GIVEN INFORMATION =
○ ○ ○ ○

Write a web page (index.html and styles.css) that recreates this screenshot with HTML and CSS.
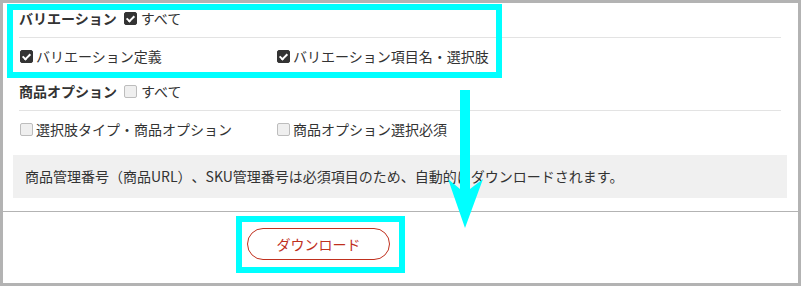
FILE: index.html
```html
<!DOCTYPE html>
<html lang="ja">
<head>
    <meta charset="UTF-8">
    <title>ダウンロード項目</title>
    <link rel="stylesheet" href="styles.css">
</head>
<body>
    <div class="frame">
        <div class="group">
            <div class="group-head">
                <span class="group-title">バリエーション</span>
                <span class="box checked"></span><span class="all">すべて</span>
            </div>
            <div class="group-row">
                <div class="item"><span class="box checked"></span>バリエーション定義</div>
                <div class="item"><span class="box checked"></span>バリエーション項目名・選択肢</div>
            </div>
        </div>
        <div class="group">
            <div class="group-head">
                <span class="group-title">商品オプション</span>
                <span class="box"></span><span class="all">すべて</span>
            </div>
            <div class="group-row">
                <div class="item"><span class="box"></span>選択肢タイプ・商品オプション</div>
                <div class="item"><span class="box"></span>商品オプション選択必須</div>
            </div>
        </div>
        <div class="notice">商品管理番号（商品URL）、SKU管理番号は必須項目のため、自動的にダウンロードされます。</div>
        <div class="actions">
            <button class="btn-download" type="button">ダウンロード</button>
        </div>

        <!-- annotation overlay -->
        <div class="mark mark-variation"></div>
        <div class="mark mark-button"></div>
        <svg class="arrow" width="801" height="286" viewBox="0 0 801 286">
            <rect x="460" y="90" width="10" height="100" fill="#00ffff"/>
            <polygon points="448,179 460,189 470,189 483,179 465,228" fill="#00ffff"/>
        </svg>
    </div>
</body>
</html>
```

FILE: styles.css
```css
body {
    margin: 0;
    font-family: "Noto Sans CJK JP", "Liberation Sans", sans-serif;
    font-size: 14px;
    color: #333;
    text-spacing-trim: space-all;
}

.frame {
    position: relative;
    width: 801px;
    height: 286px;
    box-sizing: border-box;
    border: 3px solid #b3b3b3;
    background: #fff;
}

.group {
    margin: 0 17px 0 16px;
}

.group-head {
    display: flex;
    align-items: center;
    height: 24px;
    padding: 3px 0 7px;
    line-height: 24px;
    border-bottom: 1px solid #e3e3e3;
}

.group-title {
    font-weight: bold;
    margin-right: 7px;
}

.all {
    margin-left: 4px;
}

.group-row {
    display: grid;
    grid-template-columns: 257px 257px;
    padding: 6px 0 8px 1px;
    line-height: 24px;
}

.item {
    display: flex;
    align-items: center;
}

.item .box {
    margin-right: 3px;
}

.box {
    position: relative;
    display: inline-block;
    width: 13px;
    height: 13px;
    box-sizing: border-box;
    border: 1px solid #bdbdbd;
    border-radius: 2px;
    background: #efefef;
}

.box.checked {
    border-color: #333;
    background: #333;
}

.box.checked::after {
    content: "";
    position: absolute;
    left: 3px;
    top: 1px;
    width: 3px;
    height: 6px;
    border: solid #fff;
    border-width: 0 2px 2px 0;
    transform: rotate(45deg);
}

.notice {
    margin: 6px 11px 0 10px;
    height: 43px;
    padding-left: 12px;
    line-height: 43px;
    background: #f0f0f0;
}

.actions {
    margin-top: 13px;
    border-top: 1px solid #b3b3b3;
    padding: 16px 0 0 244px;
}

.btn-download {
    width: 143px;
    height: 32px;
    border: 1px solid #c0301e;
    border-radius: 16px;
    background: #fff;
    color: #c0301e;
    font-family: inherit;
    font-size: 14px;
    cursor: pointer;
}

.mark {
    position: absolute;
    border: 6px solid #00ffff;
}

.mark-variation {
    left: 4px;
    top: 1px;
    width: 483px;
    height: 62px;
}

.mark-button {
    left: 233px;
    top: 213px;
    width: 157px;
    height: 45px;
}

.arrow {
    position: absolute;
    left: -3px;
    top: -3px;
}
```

○ ○ ○ ○

WHAT IS BEING ASKED = From start to finish, output the listing exactly, but omit its pictures.

ANSWER TO THE TASK =
Write a web page (index.html and styles.css) that recreates this screenshot with HTML and CSS.
FILE: index.html
```html
<!DOCTYPE html>
<html lang="ja">
<head>
    <meta charset="UTF-8">
    <title>ダウンロード項目</title>
    <link rel="stylesheet" href="styles.css">
</head>
<body>
    <div class="frame">
        <div class="group">
            <div class="group-head">
                <span class="group-title">バリエーション</span>
                <span class="box checked"></span><span class="all">すべて</span>
            </div>
            <div class="group-row">
                <div class="item"><span class="box checked"></span>バリエーション定義</div>
                <div class="item"><span class="box checked"></span>バリエーション項目名・選択肢</div>
            </div>
        </div>
        <div class="group">
            <div class="group-head">
                <span class="group-title">商品オプション</span>
                <span class="box"></span><span class="all">すべて</span>
            </div>
            <div class="group-row">
                <div class="item"><span class="box"></span>選択肢タイプ・商品オプション</div>
                <div class="item"><span class="box"></span>商品オプション選択必須</div>
            </div>
        </div>
        <div class="notice">商品管理番号（商品URL）、SKU管理番号は必須項目のため、自動的にダウンロードされます。</div>
        <div class="actions">
            <button class="btn-download" type="button">ダウンロード</button>
        </div>

        <!-- annotation overlay -->
        <div class="mark mark-variation"></div>
        <div class="mark mark-button"></div>
        <svg class="arrow" width="801" height="286" viewBox="0 0 801 286">
            <rect x="460" y="90" width="10" height="100" fill="#00ffff"/>
            <polygon points="448,179 460,189 470,189 483,179 465,228" fill="#00ffff"/>
        </svg>
    </div>
</body>
</html>
```

FILE: styles.css
```css
body {
    margin: 0;
    font-family: "Noto Sans CJK JP", "Liberation Sans", sans-serif;
    font-size: 14px;
    color: #333;
    text-spacing-trim: space-all;
}

.frame {
    position: relative;
    width: 801px;
    height: 286px;
    box-sizing: border-box;
    border: 3px solid #b3b3b3;
    background: #fff;
}

.group {
    margin: 0 17px 0 16px;
}

.group-head {
    display: flex;
    align-items: center;
    height: 24px;
    padding: 3px 0 7px;
    line-height: 24px;
    border-bottom: 1px solid #e3e3e3;
}

.group-title {
    font-weight: bold;
    margin-right: 7px;
}

.all {
    margin-left: 4px;
}

.group-row {
    display: grid;
    grid-template-columns: 257px 257px;
    padding: 6px 0 8px 1px;
    line-height: 24px;
}

.item {
    display: flex;
    align-items: center;
}

.item .box {
    margin-right: 3px;
}

.box {
    position: relative;
    display: inline-block;
    width: 13px;
    height: 13px;
    box-sizing: border-box;
    border: 1px solid #bdbdbd;
    border-radius: 2px;
    background: #efefef;
}

.box.checked {
    border-color: #333;
    background: #333;
}

.box.checked::after {
    content: "";
    position: absolute;
    left: 3px;
    top: 1px;
    width: 3px;
    height: 6px;
    border: solid #fff;
    border-width: 0 2px 2px 0;
    transform: rotate(45deg);
}

.notice {
    margin: 6px 11px 0 10px;
    height: 43px;
    padding-left: 12px;
    line-height: 43px;
    background: #f0f0f0;
}

.actions {
    margin-top: 13px;
    border-top: 1px solid #b3b3b3;
    padding: 16px 0 0 244px;
}

.btn-download {
    width: 143px;
    height: 32px;
    border: 1px solid #c0301e;
    border-radius: 16px;
    background: #fff;
    color: #c0301e;
    font-family: inherit;
    font-size: 14px;
    cursor: pointer;
}

.mark {
    position: absolute;
    border: 6px solid #00ffff;
}

.mark-variation {
    left: 4px;
    top: 1px;
    width: 483px;
    height: 62px;
}

.mark-button {
    left: 233px;
    top: 213px;
    width: 157px;
    height: 45px;
}

.arrow {
    position: absolute;
    left: -3px;
    top: -3px;
}
```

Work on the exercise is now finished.